Type out the data exactly as given. Skip any image.
#####
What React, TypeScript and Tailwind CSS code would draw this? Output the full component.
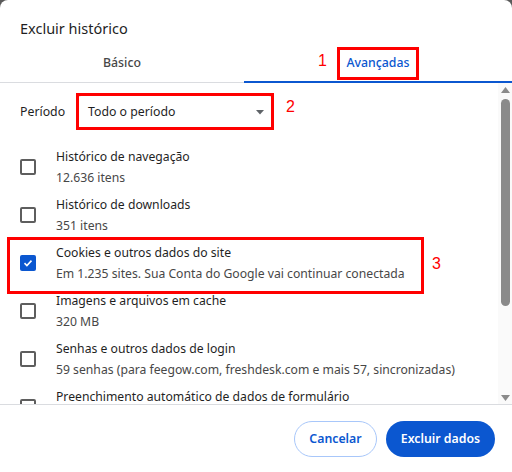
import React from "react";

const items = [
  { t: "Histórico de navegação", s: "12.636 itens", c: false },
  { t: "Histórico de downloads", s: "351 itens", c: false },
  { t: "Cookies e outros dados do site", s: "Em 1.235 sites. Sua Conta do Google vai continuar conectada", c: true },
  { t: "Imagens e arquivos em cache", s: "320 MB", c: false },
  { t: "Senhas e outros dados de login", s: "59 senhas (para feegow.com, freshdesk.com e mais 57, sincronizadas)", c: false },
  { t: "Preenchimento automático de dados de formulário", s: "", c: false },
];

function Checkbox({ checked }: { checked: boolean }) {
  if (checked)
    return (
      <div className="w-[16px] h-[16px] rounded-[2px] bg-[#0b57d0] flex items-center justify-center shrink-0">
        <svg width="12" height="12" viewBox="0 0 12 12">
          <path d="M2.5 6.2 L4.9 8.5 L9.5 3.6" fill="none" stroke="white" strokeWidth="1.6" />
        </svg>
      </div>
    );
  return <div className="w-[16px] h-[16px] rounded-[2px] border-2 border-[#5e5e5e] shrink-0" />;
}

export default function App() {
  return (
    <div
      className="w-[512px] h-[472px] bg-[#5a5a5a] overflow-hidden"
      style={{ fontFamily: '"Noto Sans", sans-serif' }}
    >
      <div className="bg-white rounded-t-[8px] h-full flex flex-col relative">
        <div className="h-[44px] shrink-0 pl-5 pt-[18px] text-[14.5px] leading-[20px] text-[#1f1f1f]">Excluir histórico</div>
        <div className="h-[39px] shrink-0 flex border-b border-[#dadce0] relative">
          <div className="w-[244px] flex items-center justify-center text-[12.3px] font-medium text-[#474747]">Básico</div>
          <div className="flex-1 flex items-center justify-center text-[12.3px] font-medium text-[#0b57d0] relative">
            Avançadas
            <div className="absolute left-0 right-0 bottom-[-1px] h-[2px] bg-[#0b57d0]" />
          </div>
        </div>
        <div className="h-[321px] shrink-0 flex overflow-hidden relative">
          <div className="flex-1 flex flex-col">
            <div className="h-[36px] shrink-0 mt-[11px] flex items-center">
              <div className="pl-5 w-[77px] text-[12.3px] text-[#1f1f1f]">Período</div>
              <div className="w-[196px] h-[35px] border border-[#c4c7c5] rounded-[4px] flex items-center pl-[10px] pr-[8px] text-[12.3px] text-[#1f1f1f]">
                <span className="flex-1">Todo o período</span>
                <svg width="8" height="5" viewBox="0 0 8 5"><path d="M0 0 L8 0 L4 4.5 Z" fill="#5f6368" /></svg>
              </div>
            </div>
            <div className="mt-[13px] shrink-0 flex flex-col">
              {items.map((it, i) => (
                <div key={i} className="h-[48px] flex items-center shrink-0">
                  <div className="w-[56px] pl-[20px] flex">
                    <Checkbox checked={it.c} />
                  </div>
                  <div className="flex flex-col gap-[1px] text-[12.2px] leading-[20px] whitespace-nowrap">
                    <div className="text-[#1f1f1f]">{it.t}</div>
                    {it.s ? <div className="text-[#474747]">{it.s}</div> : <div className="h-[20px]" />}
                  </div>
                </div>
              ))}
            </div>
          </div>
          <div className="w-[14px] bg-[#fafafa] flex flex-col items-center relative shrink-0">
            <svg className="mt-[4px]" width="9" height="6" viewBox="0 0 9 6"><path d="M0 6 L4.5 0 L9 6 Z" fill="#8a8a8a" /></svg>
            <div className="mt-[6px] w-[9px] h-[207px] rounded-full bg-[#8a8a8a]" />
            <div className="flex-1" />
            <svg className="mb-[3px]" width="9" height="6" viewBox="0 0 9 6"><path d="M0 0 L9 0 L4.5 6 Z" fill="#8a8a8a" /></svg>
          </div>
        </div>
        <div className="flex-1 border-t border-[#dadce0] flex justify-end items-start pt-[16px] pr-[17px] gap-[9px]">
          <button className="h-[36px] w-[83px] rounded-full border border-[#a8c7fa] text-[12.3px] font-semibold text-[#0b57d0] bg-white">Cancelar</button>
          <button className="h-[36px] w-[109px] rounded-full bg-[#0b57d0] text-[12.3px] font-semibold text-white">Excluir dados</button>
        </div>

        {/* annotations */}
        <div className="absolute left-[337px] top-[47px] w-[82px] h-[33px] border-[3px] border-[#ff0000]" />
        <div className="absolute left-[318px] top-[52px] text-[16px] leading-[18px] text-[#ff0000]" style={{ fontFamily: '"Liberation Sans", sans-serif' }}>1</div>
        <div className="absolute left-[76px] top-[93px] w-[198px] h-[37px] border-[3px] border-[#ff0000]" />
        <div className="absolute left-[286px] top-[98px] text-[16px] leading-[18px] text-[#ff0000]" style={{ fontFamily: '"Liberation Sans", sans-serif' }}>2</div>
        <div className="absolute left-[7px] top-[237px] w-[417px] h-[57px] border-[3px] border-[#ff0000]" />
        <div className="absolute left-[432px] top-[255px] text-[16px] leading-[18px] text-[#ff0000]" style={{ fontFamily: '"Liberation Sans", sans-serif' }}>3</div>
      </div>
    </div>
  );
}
#####
OUTPUT:
What React, TypeScript and Tailwind CSS code would draw this? Output the full component.
import React from "react";

const items = [
  { t: "Histórico de navegação", s: "12.636 itens", c: false },
  { t: "Histórico de downloads", s: "351 itens", c: false },
  { t: "Cookies e outros dados do site", s: "Em 1.235 sites. Sua Conta do Google vai continuar conectada", c: true },
  { t: "Imagens e arquivos em cache", s: "320 MB", c: false },
  { t: "Senhas e outros dados de login", s: "59 senhas (para feegow.com, freshdesk.com e mais 57, sincronizadas)", c: false },
  { t: "Preenchimento automático de dados de formulário", s: "", c: false },
];

function Checkbox({ checked }: { checked: boolean }) {
  if (checked)
    return (
      <div className="w-[16px] h-[16px] rounded-[2px] bg-[#0b57d0] flex items-center justify-center shrink-0">
        <svg width="12" height="12" viewBox="0 0 12 12">
          <path d="M2.5 6.2 L4.9 8.5 L9.5 3.6" fill="none" stroke="white" strokeWidth="1.6" />
        </svg>
      </div>
    );
  return <div className="w-[16px] h-[16px] rounded-[2px] border-2 border-[#5e5e5e] shrink-0" />;
}

export default function App() {
  return (
    <div
      className="w-[512px] h-[472px] bg-[#5a5a5a] overflow-hidden"
      style={{ fontFamily: '"Noto Sans", sans-serif' }}
    >
      <div className="bg-white rounded-t-[8px] h-full flex flex-col relative">
        <div className="h-[44px] shrink-0 pl-5 pt-[18px] text-[14.5px] leading-[20px] text-[#1f1f1f]">Excluir histórico</div>
        <div className="h-[39px] shrink-0 flex border-b border-[#dadce0] relative">
          <div className="w-[244px] flex items-center justify-center text-[12.3px] font-medium text-[#474747]">Básico</div>
          <div className="flex-1 flex items-center justify-center text-[12.3px] font-medium text-[#0b57d0] relative">
            Avançadas
            <div className="absolute left-0 right-0 bottom-[-1px] h-[2px] bg-[#0b57d0]" />
          </div>
        </div>
        <div className="h-[321px] shrink-0 flex overflow-hidden relative">
          <div className="flex-1 flex flex-col">
            <div className="h-[36px] shrink-0 mt-[11px] flex items-center">
              <div className="pl-5 w-[77px] text-[12.3px] text-[#1f1f1f]">Período</div>
              <div className="w-[196px] h-[35px] border border-[#c4c7c5] rounded-[4px] flex items-center pl-[10px] pr-[8px] text-[12.3px] text-[#1f1f1f]">
                <span className="flex-1">Todo o período</span>
                <svg width="8" height="5" viewBox="0 0 8 5"><path d="M0 0 L8 0 L4 4.5 Z" fill="#5f6368" /></svg>
              </div>
            </div>
            <div className="mt-[13px] shrink-0 flex flex-col">
              {items.map((it, i) => (
                <div key={i} className="h-[48px] flex items-center shrink-0">
                  <div className="w-[56px] pl-[20px] flex">
                    <Checkbox checked={it.c} />
                  </div>
                  <div className="flex flex-col gap-[1px] text-[12.2px] leading-[20px] whitespace-nowrap">
                    <div className="text-[#1f1f1f]">{it.t}</div>
                    {it.s ? <div className="text-[#474747]">{it.s}</div> : <div className="h-[20px]" />}
                  </div>
                </div>
              ))}
            </div>
          </div>
          <div className="w-[14px] bg-[#fafafa] flex flex-col items-center relative shrink-0">
            <svg className="mt-[4px]" width="9" height="6" viewBox="0 0 9 6"><path d="M0 6 L4.5 0 L9 6 Z" fill="#8a8a8a" /></svg>
            <div className="mt-[6px] w-[9px] h-[207px] rounded-full bg-[#8a8a8a]" />
            <div className="flex-1" />
            <svg className="mb-[3px]" width="9" height="6" viewBox="0 0 9 6"><path d="M0 0 L9 0 L4.5 6 Z" fill="#8a8a8a" /></svg>
          </div>
        </div>
        <div className="flex-1 border-t border-[#dadce0] flex justify-end items-start pt-[16px] pr-[17px] gap-[9px]">
          <button className="h-[36px] w-[83px] rounded-full border border-[#a8c7fa] text-[12.3px] font-semibold text-[#0b57d0] bg-white">Cancelar</button>
          <button className="h-[36px] w-[109px] rounded-full bg-[#0b57d0] text-[12.3px] font-semibold text-white">Excluir dados</button>
        </div>

        {/* annotations */}
        <div className="absolute left-[337px] top-[47px] w-[82px] h-[33px] border-[3px] border-[#ff0000]" />
        <div className="absolute left-[318px] top-[52px] text-[16px] leading-[18px] text-[#ff0000]" style={{ fontFamily: '"Liberation Sans", sans-serif' }}>1</div>
        <div className="absolute left-[76px] top-[93px] w-[198px] h-[37px] border-[3px] border-[#ff0000]" />
        <div className="absolute left-[286px] top-[98px] text-[16px] leading-[18px] text-[#ff0000]" style={{ fontFamily: '"Liberation Sans", sans-serif' }}>2</div>
        <div className="absolute left-[7px] top-[237px] w-[417px] h-[57px] border-[3px] border-[#ff0000]" />
        <div className="absolute left-[432px] top-[255px] text-[16px] leading-[18px] text-[#ff0000]" style={{ fontFamily: '"Liberation Sans", sans-serif' }}>3</div>
      </div>
    </div>
  );
}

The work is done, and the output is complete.